Let the lengths of the sides of square be $b$ and the sides of octagon be $a$.
Given: $4b=8a$
$ \implies b=2a$
A regular octagon can be divided into $4$ triangles and $1$ square .
$\newcommand{deg}{\,^\circ}$
Area of the square within the octagon can be calculated as follows: $$\begin{align}
&\Bigl ( 2a \cos{(22.5\deg)} \Bigr ) \times \Bigl ( 2a \cos{(22.5\deg)} \Bigr )\\[1em]
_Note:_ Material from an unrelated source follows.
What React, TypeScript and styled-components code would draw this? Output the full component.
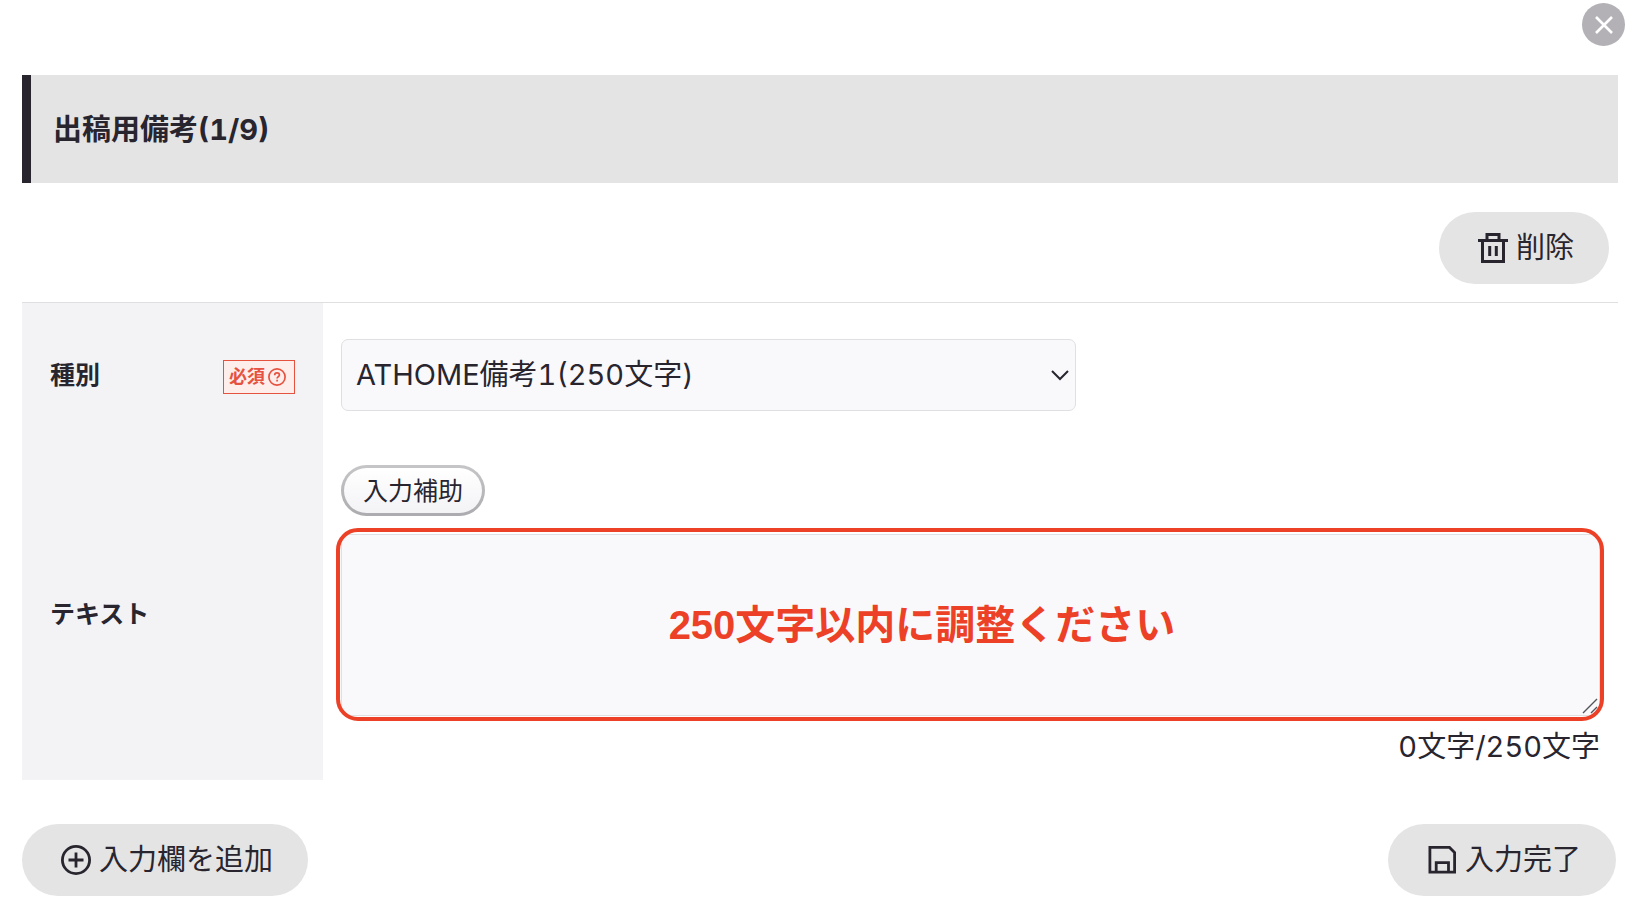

&= 4a^2 \cos^2{(22.5 \deg)}\\[1em]
&= 4a^2 \sin^2{(67.5 \deg)}\\[1em]
&= 2a^2 \Bigl (1 - \cos {(135 \deg)} \Bigr ) \qquad \Bigl \{\sin^2 x = \frac{1- \cos{2x}}{2}\\[1em]
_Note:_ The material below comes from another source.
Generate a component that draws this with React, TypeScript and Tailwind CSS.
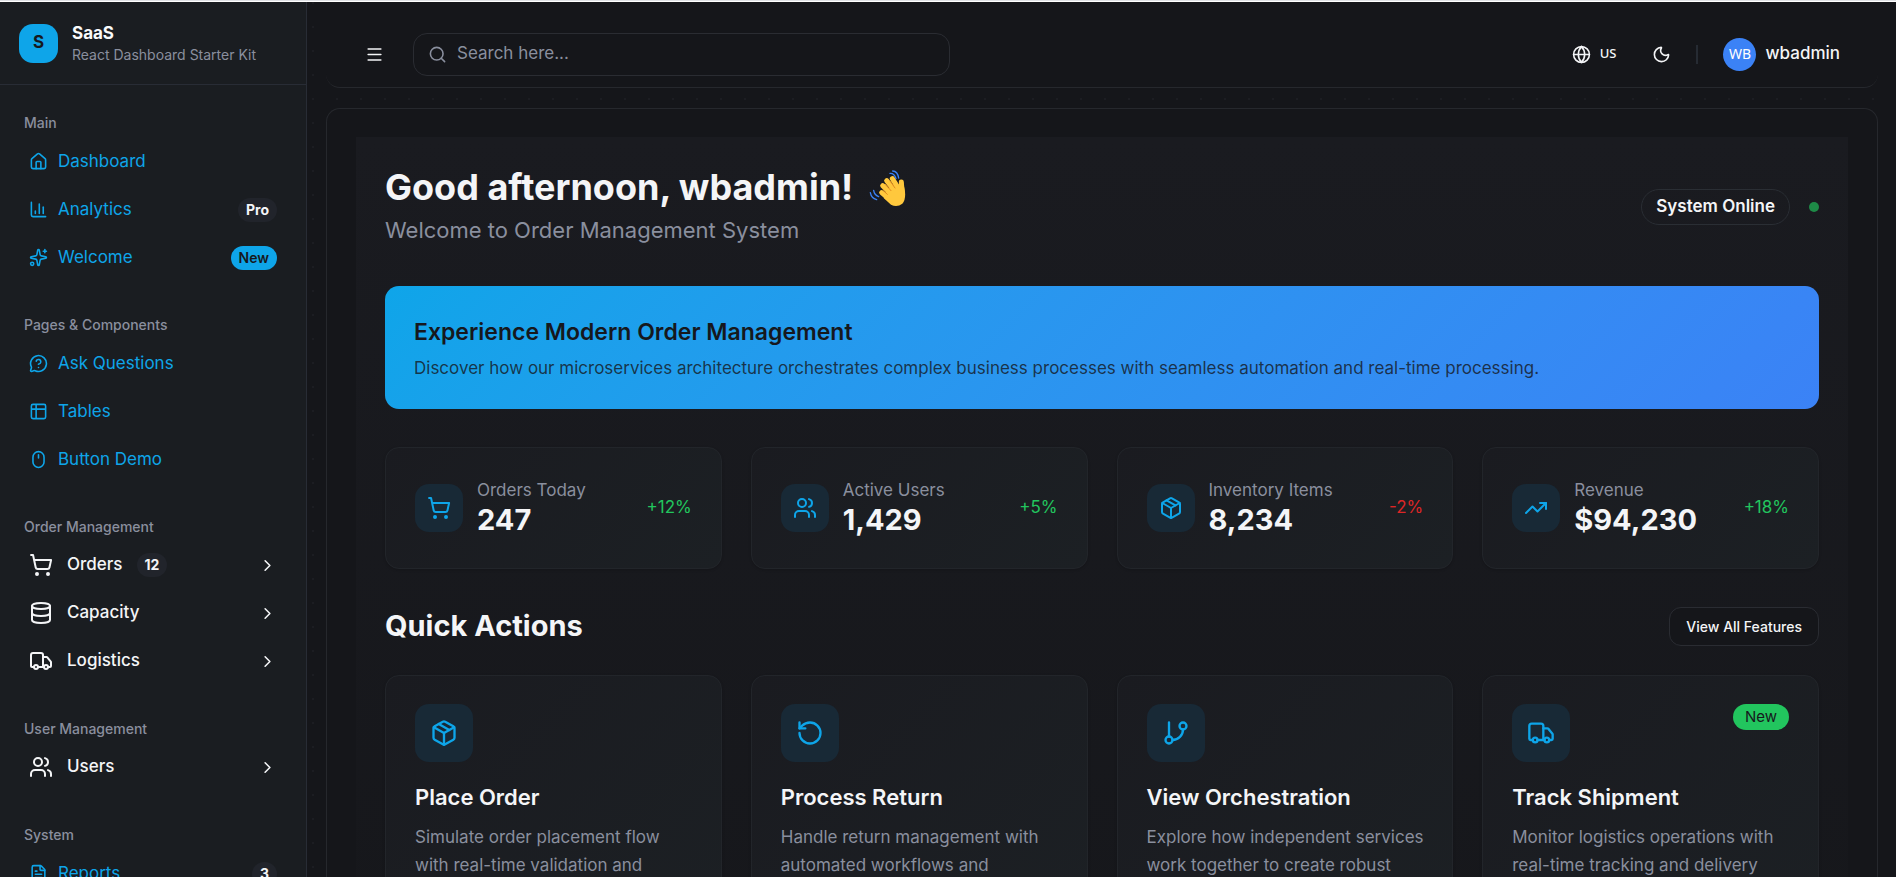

&= 2 \times a^2 \Bigl (1 + \sin{(45\deg)} \Bigr )
\end{align}$$
Area of the triangle can be calculated as follows: $$\begin{align}
&2 \times \frac{1}{2} \Bigl (a \cos{(22.5\deg)} \times a \sin{(22.5\deg)} \Bigr )\\[1em]
&= \frac{a^2 \sin{(45\deg)}}{2} \qquad \Bigl \{ \sin{2x} = 2 \sin x \cos x\\[1em]
&=\frac{a^2 \sin{(45\deg)}}{2}
\end{align}$$
Area of $4$ triangles $= 2 \times a^2 \sin{(45\deg)}$
$\therefore$ Area of the octagon $= 2a^2 + 2a^2 \sqrt{2}$
Ratio of area of octagon to area of square: $$\begin{align}
&= \frac{2a^2 + 2a^2 \sqrt{2}}{b^2}\\[1em]
&= \frac{2a^2 + 2a^2 \sqrt{2}}{4a^2}\\[1em]
&= \frac{1 + \sqrt{2}}{2}
\end{align}$$